Imagine the hurt within him that every time we would visit him, he would cry not really in pain but more on the why of getting cancer. We tried visiting him as often as we can to cheer him up and lift his spirits specially after his surgery when his chemotherapy sessions began.
By September on that same year, we all had to rush and visit him at Makati Med one Sunday afternoon when informed by his Ate Lily that doctors have given up on him. His cancer cells were “ferocious” and nothing could be done anymore except to wait for the inevitable.
That was when I noticed the greater inverse about crying when Gil had finally accepted his condition and life direction, that was when he was most joyous and peaceful too while we were the ones so sad and worried, crying. How our roles were reversed with Gil now telling us to stop crying – tahan na – which we used to tell him months earlier! (Gil died peacefully the following Sunday, 22 September 2013.)
I noticed it happening so many times with some friends and parishioners I have come to love in my ministry, those I have pastorally cared for some time after being diagnosed with serious conditions like cancer.
Yes, I have cried despite holding my tears for them while administering the Holy Viaticum and Anointing of Oil. The patients in turn would just glance at me, so dignified and calm like Mary our Lady of Sorrows as if trying to comfort me with their sweet thank you.
As I prayed on those experiences, I realized how life comes to full circle through our crying and tears.
I believe that patients cry when they start undergoing treatment of their sickness due to fears and uncertainty of what would happen next to them; later as they come to terms with their condition, they stop crying because they already knew where they were going, of what was coming next.
We who would be left behind cry and begin to shed tears at thoughts of their dying because admittedly, we are actually the ones more uncertain of where we are going to or how our lives would go through when our loved ones are gone.
That is the greatest pain we feel in the death of a beloved when we grapple with the realities of the many uncertainties of life without them.
And that is why we need to love as much as we can our family and friends while still alive. This quarantine period of the pandemic are grace-filled moments to shower them with our love and presence we have taken for granted for so long as we pursued many things in our lives.
Tears and crying lead us to heaven.
Death and sickness, like life, become a blessing if we are filled with gratitude not regrets because we have truly loved. When a beloved is gone and we begin to cry, the tears wash away our pains of losing them, cleansing us within to leave us with all the beautiful memories and love we have shared. Then, every remembering becomes truly a re-membering, making a lost loved one a member of the present again.
When we cry, tears polish the love we have shared with everybody until later when our time comes, our visions are also cleared of what is going to happen next, of where we are going. Crying becomes wonderful and truly a grace after all not only in sharing and being one with the grief and pain of another in the present but sooner or later, in having a glimpse of the life after.

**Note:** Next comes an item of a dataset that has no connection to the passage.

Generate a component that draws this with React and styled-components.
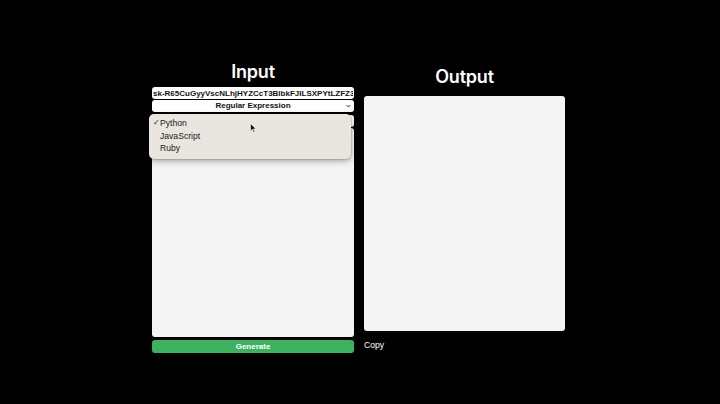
import React, { useState } from 'react';
import styled, { createGlobalStyle } from 'styled-components';

const GlobalStyle = createGlobalStyle`
  html, body {
    margin: 0;
    padding: 0;
    background: #000;
  }
  body {
    font-family: "Liberation Sans", Arial, sans-serif;
  }
`;

const Page = styled.div`
  width: 720px;
  height: 404px;
  display: flex;
  align-items: flex-start;
  justify-content: center;
  gap: 10px;
  padding: 61px 3px 0 0;
  box-sizing: border-box;
`;

const Column = styled.div`
  width: ${props => props.width}px;
  margin-top: ${props => props.top || 0}px;
  display: flex;
  flex-direction: column;
`;

const Title = styled.h2`
  margin: 0 0 ${props => props.gap}px;
  font-family: Inter, "Noto Sans", sans-serif;
  font-weight: 600;
  font-size: 18px;
  line-height: 22px;
  color: #fff;
  text-align: center;
  letter-spacing: -0.2px;
`;

const KeyInput = styled.input`
  display: block;
  box-sizing: border-box;
  height: 12px;
  width: 100%;
  border: none;
  border-radius: 3px;
  padding: 0 1px;
  margin: 0;
  background: #fff;
  font-family: "Liberation Sans", Arial, sans-serif;
  font-weight: 700;
  font-size: 8px;
  color: #111;
  outline: none;
`;

const SelectWrap = styled.div`
  position: relative;
  height: 12px;
  margin-top: ${props => props.top}px;
`;

const SelectButton = styled.button`
  display: flex;
  align-items: center;
  justify-content: center;
  position: relative;
  box-sizing: border-box;
  width: 100%;
  height: 12px;
  margin: 0;
  border: none;
  border-radius: 3px;
  background: #fff;
  padding: 0;
  font-family: "Liberation Sans", Arial, sans-serif;
  font-weight: 700;
  font-size: 8px;
  line-height: 12px;
  color: #111;
`;

const Chevron = styled.svg`
  position: absolute;
  right: 3px;
  top: 4px;
  width: 5px;
  height: 4px;
`;

const Menu = styled.div`
  position: absolute;
  left: -3px;
  top: -1px;
  width: 202px;
  box-sizing: border-box;
  padding: 3px 0 4px;
  background: #e9e5df;
  border-radius: 5px;
  box-shadow: 0 2px 6px rgba(0, 0, 0, 0.35), 0 0 0 0.5px rgba(0, 0, 0, 0.2);
  z-index: 5;
`;

const MenuItem = styled.div`
  position: relative;
  height: 12.5px;
  line-height: 12.5px;
  padding-left: 11px;
  font-family: "Liberation Sans", Arial, sans-serif;
  font-size: 8.6px;
  color: #1a1a1a;
`;

const Check = styled.span`
  position: absolute;
  left: 4px;
  top: 0;
  font-size: 7.5px;
`;

const Cursor = styled.svg`
  position: absolute;
  left: 101px;
  top: 9px;
  width: 7px;
  height: 10px;
`;

const Area = styled.textarea`
  display: block;
  box-sizing: border-box;
  width: 100%;
  height: ${props => props.h}px;
  margin: ${props => props.top}px 0 0;
  border: none;
  border-radius: 3px;
  background: #f4f4f4;
  resize: none;
  outline: none;
  padding: 4px;
  font-family: "Liberation Sans", Arial, sans-serif;
  font-size: 9px;
`;

const Generate = styled.button`
  margin-top: 3px;
  height: 13px;
  width: 100%;
  border: none;
  border-radius: 3px;
  background: #3db160;
  color: #fff;
  font-family: "Liberation Sans", Arial, sans-serif;
  font-weight: 700;
  font-size: 8px;
  padding: 0;
  cursor: pointer;
`;

const CopyText = styled.div`
  margin-top: 9px;
  font-family: "Liberation Sans", Arial, sans-serif;
  font-size: 8.6px;
  color: #fff;
  height: 12px;
`;

const languages = ['Python', 'JavaScript', 'Ruby'];

function ChevronIcon() {
  return (
    <Chevron viewBox="0 0 5 4">
      <path d="M0.6 1 L2.5 3 L4.4 1" fill="none" stroke="#222" strokeWidth="0.9" />
    </Chevron>
  );
}

function App() {
  const [apiKey, setApiKey] = useState('sk-R65CuGyyVscNLhjHYZCcT3BlbkFJILSXPYtLZFZ3');
  const [lang] = useState('Python');

  return (
    <>
      <GlobalStyle />
      <Page>
        <Column width={202}>
          <Title gap={4}>Input</Title>
          <KeyInput value={apiKey} onChange={e => setApiKey(e.target.value)} />
          <SelectWrap top={1}>
            <SelectButton>
              Regular Expression
              <ChevronIcon />
            </SelectButton>
          </SelectWrap>
          <SelectWrap top={3}>
            <SelectButton>
              {lang}
              <ChevronIcon />
            </SelectButton>
            <Menu>
              {languages.map(l => (
                <MenuItem key={l}>
                  {l === lang && <Check>✓</Check>}
                  {l}
                </MenuItem>
              ))}
              <Cursor viewBox="0 0 7 10">
                <path d="M0.5 0.5 L0.5 8 L2.3 6.3 L3.6 9.3 L4.8 8.8 L3.5 5.9 L6 5.9 Z" fill="#111" stroke="#fff" strokeWidth="0.6" />
              </Cursor>
            </Menu>
          </SelectWrap>
          <Area h={209} top={1} />
          <Generate>Generate</Generate>
        </Column>
        <Column width={201} top={5}>
          <Title gap={8}>Output</Title>
          <Area h={235} top={0} readOnly />
          <CopyText>Copy</CopyText>
        </Column>
      </Page>
    </>
  );
}

export default App;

In the Gospel of John (11:1-44), we find the story of the raising of Lazarus whom Jesus loved so much that he wept – not just cried – at his death. Jesus raised him up back to life, his final miracle – or “seventh sign” according to John – to show he is the Christ before his own Resurrection at Easter after his “final hour” of Crucifixion on Good Friday.
From then on, Christ sanctified crying and tears to enable us to see beyond pains and hurts, even death especially if you have truly loved.
Sometimes in life, it is always good to let those tears flow, like love even if it is painful, to have a good cry and real cleansing inside. A blessed day to you!